02 November 2006

Maaf

Puasa berakhir, bukan dengan kemenangan diri
tapi dengan kesediaan berbagi.

Meminta maaf, bukan agar dosa dihapuskan
tapi karena dosa diakui.

Memberi maaf, bukan karena keluhuran budi
tapi karena kita terlalu fana untuk menghakimi

Di Idul Fitri ini, semoga kedaifan kita temukan kembali


Kata-kata diatas saya cuplik dari surat kabar Jawa Pos, kalau tidak salah penulisnya adalah Goenawan Muhammad.

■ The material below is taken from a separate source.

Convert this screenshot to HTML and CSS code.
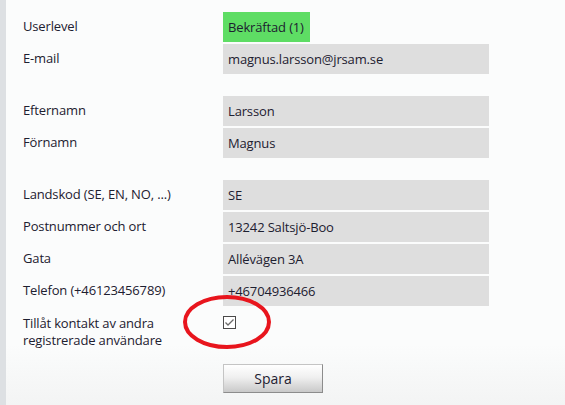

Yup, lebaran baru berlalu beberapa hari, masih banyak orang-orang yang saling bersalaman, masih banyak acara halal-bihalal diadakan, masih ada acara-acara silaturahmi, tapi apakah ini benar-benar sebuah acara saling maaf-memaafkan ataukah sekedar acara formalitas belaka tentu diluar pengetahuan saya.

Begitupun apa yang saya rasakan, seringkali buat saya acara salam-salaman, kegiatan saling mengucap mohon maaf lahir dan bathin, justru sekedar menjadi sebuah basa-basi belaka. Kadang hal itu terjadi karena baru saja kita saling bermaafan sudah ada kesalahan baru, baik salah ucap, ataupun ada tindakan yang membuat saya tersinggung kembali, atau bisa juga karena saya merasa ini hanyalah sebuah permohonan maaf satu arah. Maksudnya, saya minta maaf kepada seseorang sedangkan orang tersebut tidak meminta maaf pada saya, entah karena dia merasa tidak punya salah ataupun karena masalah senioritas.

Saya sadar bahwa memaafkan bukan sekedar ucapan, tapi saya masih sering merasa tidak ikhlas memaafkan seseorang. Masih sering mengingat kesalahan mereka yang telah lama berlalu, masih sering merasa marah kepada seseorang karena kesalahan yang telah berlalu. Dan saya juga merasa bahwa orang lain mungkin juga belum benar-benar memaafkan saya.




Maaf memang bukan cuma sekedar kata.